September ’77Port Elizabeth weather fine

“September ’77Port Elizabeth weather fine It was business as usual
In police room 619.” This is the first line from a Peter Gabriel song titled “Biko” .

When I first heard it, I didn’t know who Biko was or what the context of the song was. Because I liked the song I made it my business to find out. What I discovered shocked me. I will not go too much inti the life of Steve Biko, but I will go into his final hours on earth.

He was a South African anti-apartheid activist. Ideologically an African nationalist and African socialist, he was at the forefront of a grassroots anti-apartheid campaign known as the Black Consciousness Movement during the late 1960s and 1970s. His ideas were articulated in a series of articles published under the pseudonym Frank Talk.

On August 18, 1977, he and a fellow activist were seized at a roadblock and jailed in Port Elizabeth.

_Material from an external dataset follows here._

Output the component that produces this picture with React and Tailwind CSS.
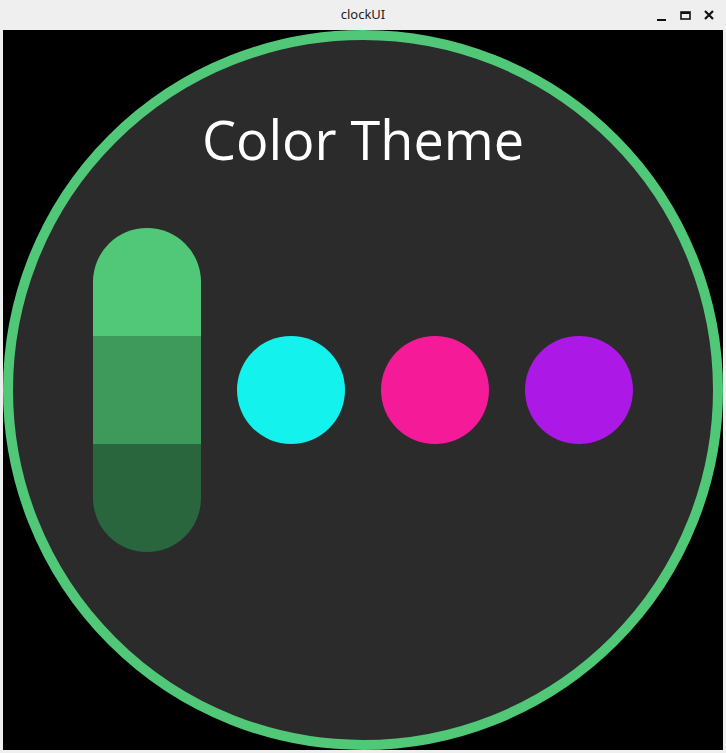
export default function App() {
  const swatches = ['#14f2ee', '#f41a98', '#ac18e5']

  return (
    <div className="w-[726px] h-[753px] bg-[#efefef] flex flex-col font-['Open_Sans',sans-serif]">
      {/* window title bar */}
      <div className="h-[30px] flex items-center relative shrink-0">
        <div className="flex-1 text-center text-[13px] text-[#222] font-['Noto_Sans',sans-serif]">
          clockUI
        </div>
        <div className="absolute right-[12px] top-0 h-[30px] flex items-center gap-[13px]">
          <svg width="10" height="20" viewBox="0 0 10 20">
            <rect x="0" y="14" width="9" height="2" fill="#111" />
          </svg>
          <svg width="11" height="20" viewBox="0 0 11 20">
            <rect x="1" y="7" width="9" height="7" fill="none" stroke="#111" strokeWidth="1.6" />
            <rect x="1" y="7" width="9" height="2" fill="#111" />
          </svg>
          <svg width="10" height="20" viewBox="0 0 10 20">
            <path d="M1 6 L9 14 M9 6 L1 14" stroke="#111" strokeWidth="2.2" />
          </svg>
        </div>
      </div>

      {/* clock face */}
      <div className="px-[3px] pb-[3px]">
        <div className="w-[720px] h-[720px] bg-black">
          <div className="w-full h-full rounded-full border-[10px] border-[#50c878] bg-[#2b2b2b] flex flex-col items-center pt-[72px]">
            <h1 className="h-[54px] leading-[54px] text-[54px] text-white">Color Theme</h1>

            <div className="mt-[62px] flex items-center gap-[36px]">
              <div className="w-[108px] h-[324px] rounded-full overflow-hidden flex flex-col">
                <div className="h-[108px] bg-[#50c878]" />
                <div className="h-[108px] bg-[#3d9a5b]" />
                <div className="h-[108px] bg-[#29663d]" />
              </div>
              {swatches.map((c) => (
                <div key={c} className="w-[108px] h-[108px] rounded-full" style={{ backgroundColor: c }} />
              ))}
            </div>
          </div>
        </div>
      </div>
    </div>
  )
}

On 6 September, he was transferred from Walmer to room 619 of the security police headquarters in the Sanlam Building in central Port Elizabeth, where he was interrogated for 22 hours, handcuffed and in shackles, and chained to a grille. Exactly what happened has never been ascertained, but during the interrogation he was severely beaten by at least one of the ten security police officers. He suffered three brain lesions that resulted in a massive brain haemorrhage on 6 September. Following this incident, Biko’s captors forced him to remain standing and shackled to the wall. The police later said that Biko had attacked one of them with a chair, forcing them to subdue him and place him in handcuffs and leg irons.

Biko was examined by a doctor, Ivor Lang, who stated that there was no evidence of injury on Biko.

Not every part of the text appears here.